WHAT IS REQUIRED >> Each line containing the word "this" should be found and copied.

SOURCE MATERIAL >>
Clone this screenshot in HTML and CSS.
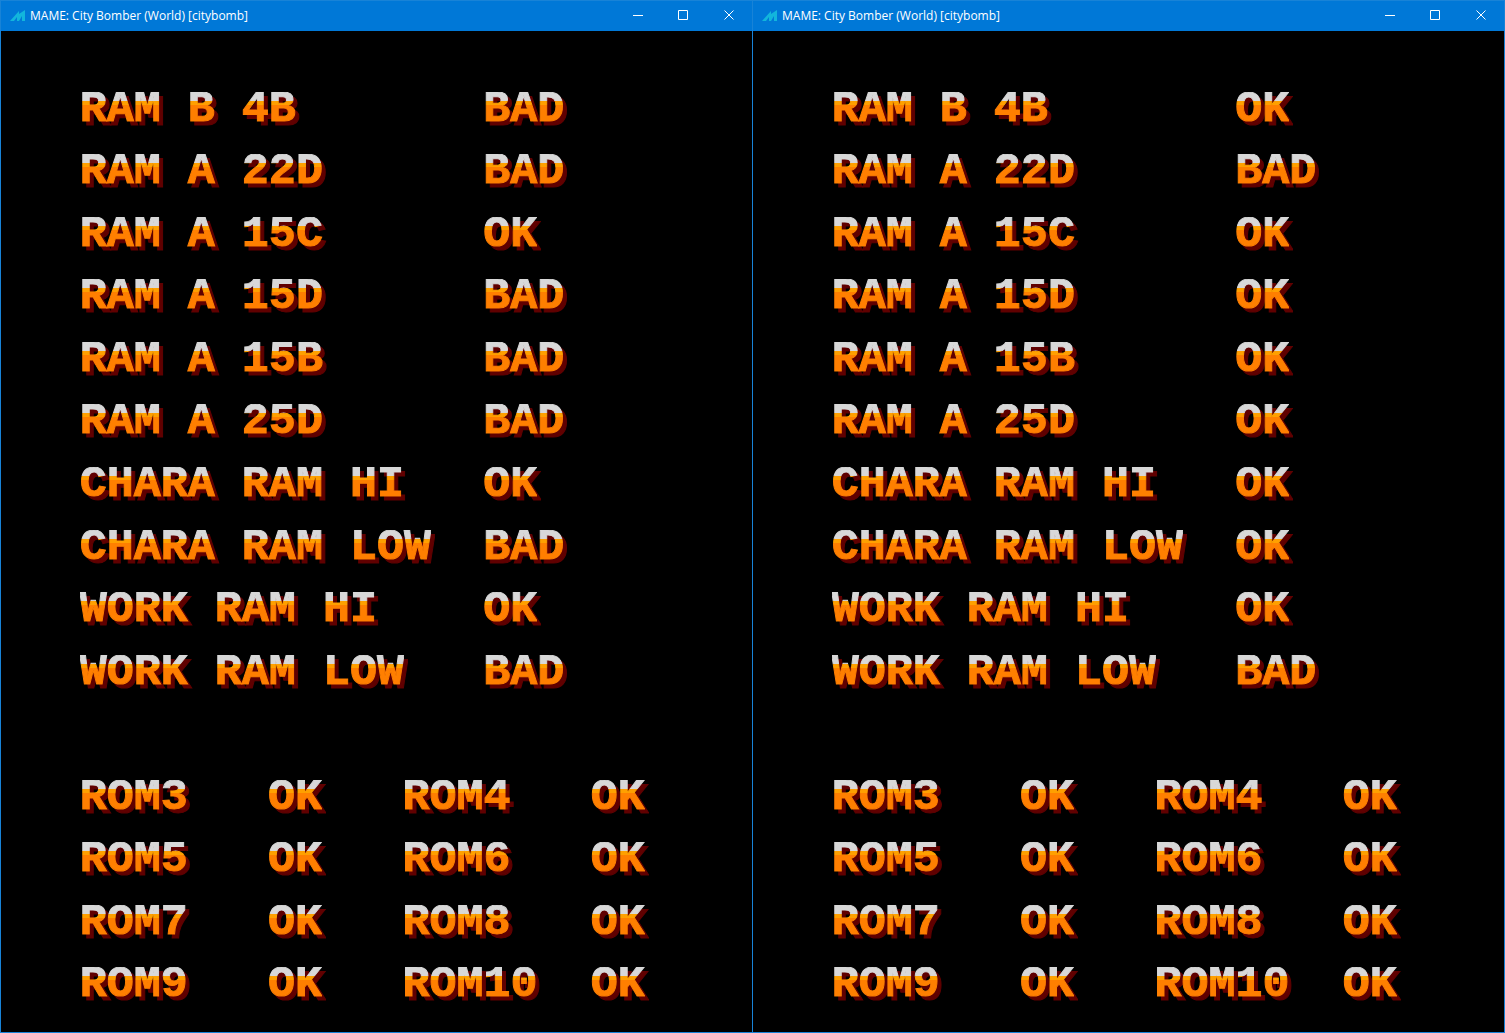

* * *

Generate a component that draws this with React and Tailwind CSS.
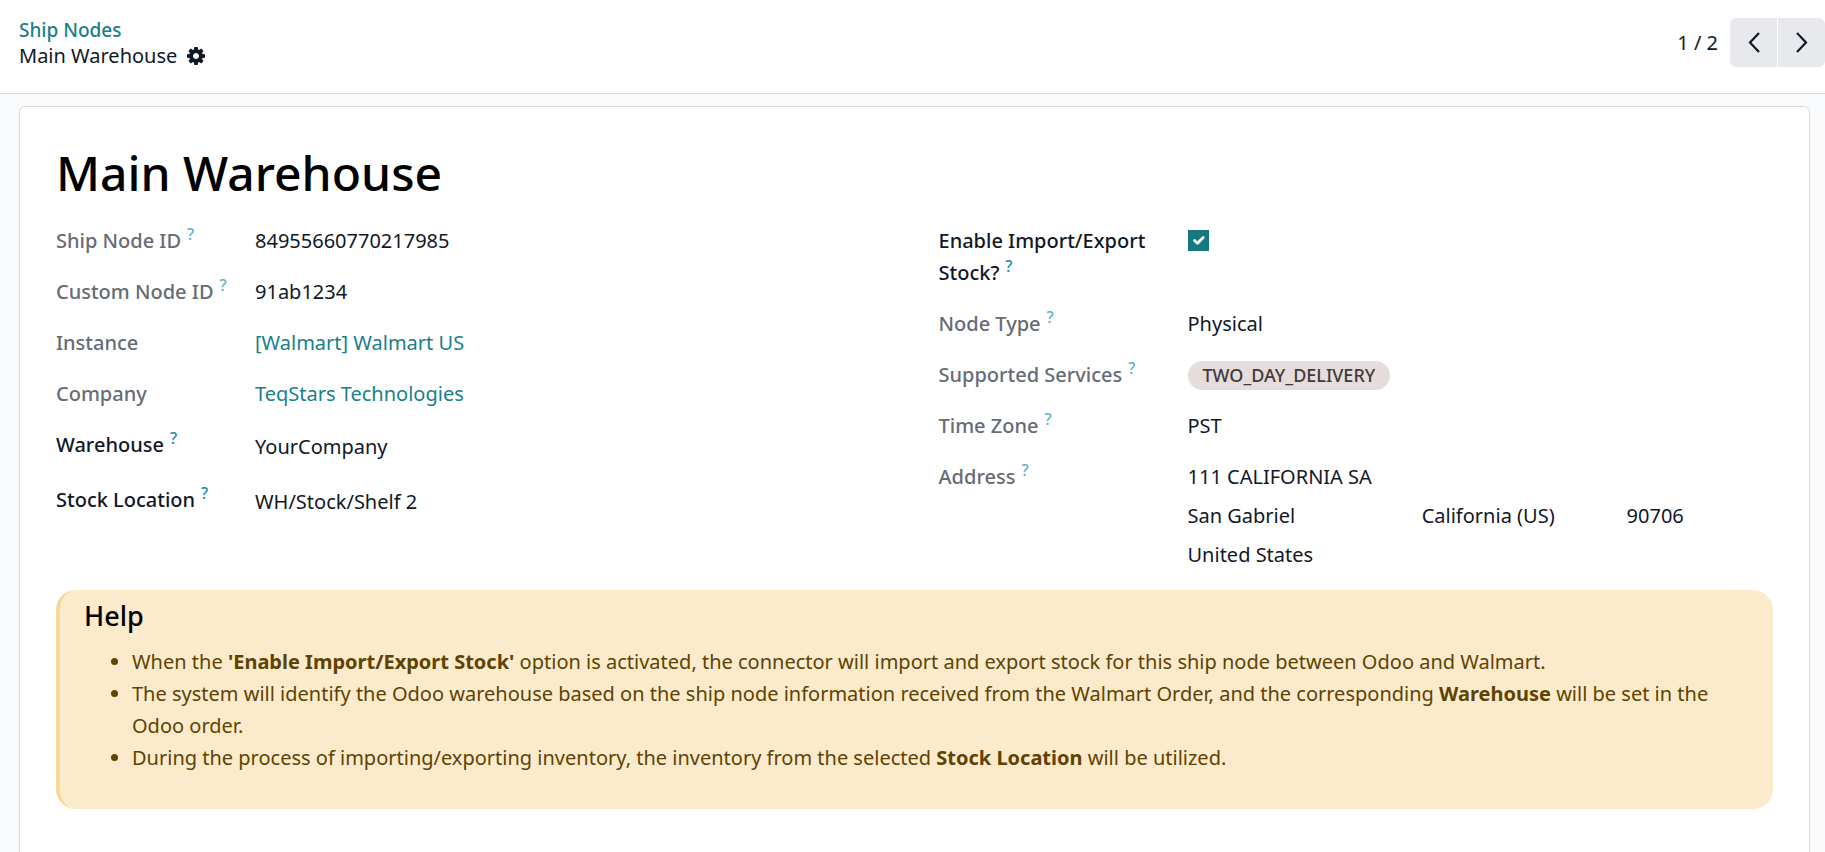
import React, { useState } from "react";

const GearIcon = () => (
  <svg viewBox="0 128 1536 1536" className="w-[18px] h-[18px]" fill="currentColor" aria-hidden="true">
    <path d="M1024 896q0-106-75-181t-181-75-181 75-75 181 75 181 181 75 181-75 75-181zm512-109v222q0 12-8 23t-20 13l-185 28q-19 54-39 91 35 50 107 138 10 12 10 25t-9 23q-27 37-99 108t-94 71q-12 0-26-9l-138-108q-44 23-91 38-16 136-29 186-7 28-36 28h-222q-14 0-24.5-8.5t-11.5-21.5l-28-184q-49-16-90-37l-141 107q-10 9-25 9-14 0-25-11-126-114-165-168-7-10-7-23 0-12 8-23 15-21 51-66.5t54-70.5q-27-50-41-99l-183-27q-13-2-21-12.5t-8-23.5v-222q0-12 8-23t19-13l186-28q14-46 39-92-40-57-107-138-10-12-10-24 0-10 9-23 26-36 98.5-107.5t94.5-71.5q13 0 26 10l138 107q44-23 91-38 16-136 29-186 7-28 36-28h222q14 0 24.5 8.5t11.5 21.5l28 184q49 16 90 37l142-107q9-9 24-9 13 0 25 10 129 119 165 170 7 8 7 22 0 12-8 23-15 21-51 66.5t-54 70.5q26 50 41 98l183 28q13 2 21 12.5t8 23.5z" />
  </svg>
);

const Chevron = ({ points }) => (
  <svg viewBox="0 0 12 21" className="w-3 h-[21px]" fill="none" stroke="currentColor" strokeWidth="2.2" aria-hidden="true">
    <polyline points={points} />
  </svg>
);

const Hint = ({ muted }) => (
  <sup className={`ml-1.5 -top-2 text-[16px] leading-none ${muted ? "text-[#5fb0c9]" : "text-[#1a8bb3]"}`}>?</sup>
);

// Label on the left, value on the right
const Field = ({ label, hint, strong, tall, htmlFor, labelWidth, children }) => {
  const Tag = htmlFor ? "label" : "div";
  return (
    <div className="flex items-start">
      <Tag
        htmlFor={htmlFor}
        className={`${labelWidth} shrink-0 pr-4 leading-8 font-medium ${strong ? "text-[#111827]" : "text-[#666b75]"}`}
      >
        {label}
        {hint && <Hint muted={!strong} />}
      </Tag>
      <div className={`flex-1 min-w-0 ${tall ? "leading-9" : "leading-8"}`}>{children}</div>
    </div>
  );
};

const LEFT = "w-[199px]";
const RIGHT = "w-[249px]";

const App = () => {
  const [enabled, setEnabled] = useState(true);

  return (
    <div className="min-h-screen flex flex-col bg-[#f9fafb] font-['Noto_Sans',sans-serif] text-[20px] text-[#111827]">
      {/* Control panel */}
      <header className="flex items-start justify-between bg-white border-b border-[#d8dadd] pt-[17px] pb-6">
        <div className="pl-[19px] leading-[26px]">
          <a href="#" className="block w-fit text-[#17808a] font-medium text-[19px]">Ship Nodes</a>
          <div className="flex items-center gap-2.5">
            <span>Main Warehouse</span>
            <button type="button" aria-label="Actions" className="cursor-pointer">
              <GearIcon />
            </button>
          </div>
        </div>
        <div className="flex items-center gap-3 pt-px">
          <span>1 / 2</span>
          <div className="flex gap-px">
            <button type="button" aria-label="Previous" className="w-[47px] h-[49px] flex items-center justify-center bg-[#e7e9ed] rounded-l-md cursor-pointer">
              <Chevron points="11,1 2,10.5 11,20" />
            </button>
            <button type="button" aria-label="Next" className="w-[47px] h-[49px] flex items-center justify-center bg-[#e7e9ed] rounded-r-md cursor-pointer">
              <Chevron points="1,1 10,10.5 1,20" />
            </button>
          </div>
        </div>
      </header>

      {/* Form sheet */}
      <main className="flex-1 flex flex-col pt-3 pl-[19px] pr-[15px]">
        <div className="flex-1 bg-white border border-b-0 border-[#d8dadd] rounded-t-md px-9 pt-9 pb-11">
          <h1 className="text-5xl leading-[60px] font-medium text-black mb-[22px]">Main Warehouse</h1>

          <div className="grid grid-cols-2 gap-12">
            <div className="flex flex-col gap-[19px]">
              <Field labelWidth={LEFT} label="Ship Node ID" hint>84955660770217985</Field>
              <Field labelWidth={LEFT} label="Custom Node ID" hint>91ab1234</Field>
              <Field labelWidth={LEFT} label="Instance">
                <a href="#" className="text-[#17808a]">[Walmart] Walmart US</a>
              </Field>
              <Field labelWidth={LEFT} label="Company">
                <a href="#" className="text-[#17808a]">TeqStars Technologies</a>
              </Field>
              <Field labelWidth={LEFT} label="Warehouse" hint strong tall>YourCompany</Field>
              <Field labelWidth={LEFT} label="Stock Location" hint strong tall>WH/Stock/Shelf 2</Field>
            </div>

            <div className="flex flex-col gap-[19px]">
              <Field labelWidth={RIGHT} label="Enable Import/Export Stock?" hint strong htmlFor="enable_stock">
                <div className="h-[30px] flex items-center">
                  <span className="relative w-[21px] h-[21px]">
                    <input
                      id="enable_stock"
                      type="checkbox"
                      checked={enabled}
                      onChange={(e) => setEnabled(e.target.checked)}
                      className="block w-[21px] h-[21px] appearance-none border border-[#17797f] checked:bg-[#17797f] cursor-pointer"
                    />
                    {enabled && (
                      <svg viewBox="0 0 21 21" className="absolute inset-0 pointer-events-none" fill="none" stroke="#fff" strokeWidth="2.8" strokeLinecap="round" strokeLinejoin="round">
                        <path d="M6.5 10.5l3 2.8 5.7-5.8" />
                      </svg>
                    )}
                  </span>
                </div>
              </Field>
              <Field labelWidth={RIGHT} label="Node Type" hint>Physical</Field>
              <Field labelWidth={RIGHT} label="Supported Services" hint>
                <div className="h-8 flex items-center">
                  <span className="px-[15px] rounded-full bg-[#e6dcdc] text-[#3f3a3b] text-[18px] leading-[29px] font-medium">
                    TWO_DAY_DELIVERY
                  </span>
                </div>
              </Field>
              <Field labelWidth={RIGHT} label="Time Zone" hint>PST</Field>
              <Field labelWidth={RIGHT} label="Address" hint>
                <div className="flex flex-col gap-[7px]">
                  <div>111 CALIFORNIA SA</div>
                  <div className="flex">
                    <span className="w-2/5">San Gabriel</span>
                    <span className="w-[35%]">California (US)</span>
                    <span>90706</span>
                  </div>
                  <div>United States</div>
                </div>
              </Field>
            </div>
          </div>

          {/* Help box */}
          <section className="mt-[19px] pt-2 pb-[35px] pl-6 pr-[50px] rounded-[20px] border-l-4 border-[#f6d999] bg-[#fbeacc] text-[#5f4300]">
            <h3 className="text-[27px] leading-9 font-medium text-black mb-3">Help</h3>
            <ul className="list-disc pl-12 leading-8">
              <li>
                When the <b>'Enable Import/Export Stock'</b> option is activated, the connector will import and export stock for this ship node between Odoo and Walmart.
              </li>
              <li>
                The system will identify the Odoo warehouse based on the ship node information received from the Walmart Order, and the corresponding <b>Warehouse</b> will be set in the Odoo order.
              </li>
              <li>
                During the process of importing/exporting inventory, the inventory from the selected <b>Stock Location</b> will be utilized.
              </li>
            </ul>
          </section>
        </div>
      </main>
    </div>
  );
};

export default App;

WRITTEN REPLY >>
Clone this screenshot in HTML and CSS.
Generate a component that draws this with React and Tailwind CSS.
                When the <b>'Enable Import/Export Stock'</b> option is activated, the connector will import and export stock for this ship node between Odoo and Walmart.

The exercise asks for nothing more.